Shutting up became such an occasion that Sylvia wrote a poem about how hard it was: "The Courage of Shutting Up" (first titled "The Courage of Quietness").

Aurelia Plath's diaries, now at the Plath family archive at Yale and I hope not locked away, show Aurelia trained from youth to minimize or hide her life's most consequential facts. Even to herself she could not be so brazen as to say The money's run out. I married a brute. Censure awaited those who complained (let gratitude be your attitude!) or the world could trot out scripture to remind women not to speak.
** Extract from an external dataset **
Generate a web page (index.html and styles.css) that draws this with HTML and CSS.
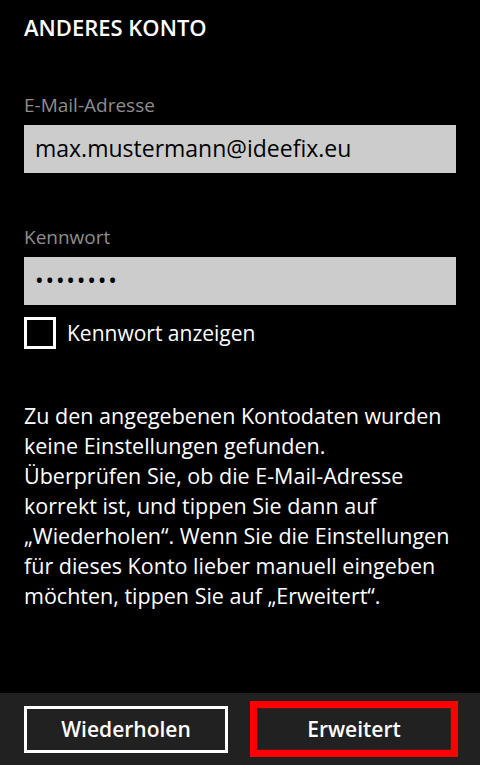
FILE: index.html
```html
<!DOCTYPE html>
<html lang="de">
<head>
<meta charset="utf-8">
<title>Anderes Konto</title>
<link rel="stylesheet" href="styles.css">
</head>
<body>
<div class="page">
  <main class="content">
    <h1 class="title">ANDERES KONTO</h1>
    <div class="field">
      <div class="field-label">E-Mail-Adresse</div>
      <div class="input">max.mustermann@ideefix.eu</div>
    </div>
    <div class="field">
      <div class="field-label">Kennwort</div>
      <div class="input"><span class="dots">••••••••</span></div>
    </div>
    <div class="check-row">
      <span class="checkbox"></span>
      <span class="check-label">Kennwort anzeigen</span>
    </div>
    <p class="message">Zu den angegebenen Kontodaten wurden keine Einstellungen gefunden.<br>Überprüfen Sie, ob die E-Mail-Adresse korrekt ist, und tippen Sie dann auf „Wiederholen“. Wenn Sie die Einstellungen für dieses Konto lieber manuell eingeben möchten, tippen Sie auf „Erweitert“.</p>
  </main>
  <footer class="appbar">
    <div class="btn">Wiederholen</div>
    <div class="btn btn-highlight">Erweitert</div>
  </footer>
</div>
</body>
</html>
```
FILE: styles.css
```css
html, body {
  margin: 0;
  padding: 0;
  background: #000;
}
body {
  font-family: "Open Sans", "Noto Sans", sans-serif;
  color: #fff;
}
.page {
  height: 765px;
  display: flex;
  flex-direction: column;
}
.content {
  flex: 1;
  padding: 0 24px;
}
.title {
  margin: 0;
  padding-top: 14px;
  font-size: 22px;
  line-height: 27px;
  font-weight: 600;
}
.field {
  margin-top: 51px;
}
.field-label {
  font-size: 19px;
  line-height: 26px;
  color: #8e8e8e;
}
.input {
  margin-top: 7px;
  height: 48px;
  background: #cccccc;
  color: #000;
  font-size: 23px;
  line-height: 46px;
  padding-left: 11px;
}
.dots {
  font-size: 23px;
  letter-spacing: 1.8px;
}
.check-row {
  margin-top: 12px;
  display: flex;
  align-items: center;
  gap: 11px;
  height: 32px;
}
.checkbox {
  box-sizing: border-box;
  width: 32px;
  height: 32px;
  border: 3px solid #fff;
}
.check-label {
  font-size: 21px;
  line-height: 32px;
}
.message {
  margin: 52px -14px 0 0;
  font-size: 21.5px;
  line-height: 30px;
}
.appbar {
  height: 72px;
  background: #212121;
  display: flex;
  align-items: center;
  padding: 0 22px 0 24px;
  gap: 22px;
}
.btn {
  box-sizing: border-box;
  width: 204px;
  height: 47px;
  border: 3px solid #fff;
  display: flex;
  align-items: center;
  justify-content: center;
  font-size: 21px;
  font-weight: 600;
}
.btn-highlight {
  width: 208px;
  height: 56px;
  border: 7px solid #ff0000;
  box-shadow: inset 0 0 0 1px #4a1c1c;
}
```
To communicate artfully and modestly, those taught to measure their words tucked little notes beneath plates, and wrote in margins and in shorthand their families could not read. They spoke sub rosa, used maxims and quotations, euphemisms, greeting cards, formalities. They made suggestions and gave hints. They wrote each other long letters. They sent money. Those able might risk writing a poem or publishing a book. By no means was this the same as shutting up.

[1] "Letters Home can be read like a novel: all this truth, even the frank disclosures are very close to fiction." New York Times Book Review, 14 December 1975. 

N.B.: Plath in 1951 wrote for the Daily Hampshire Gazette an article reporting on a speaker who addressed the qualities of satire: exaggeration, parody, "makes fun of his audience," shock via "obscenities and violence." Reprinted in the Collected Prose of Sylvia Plath, p. 626.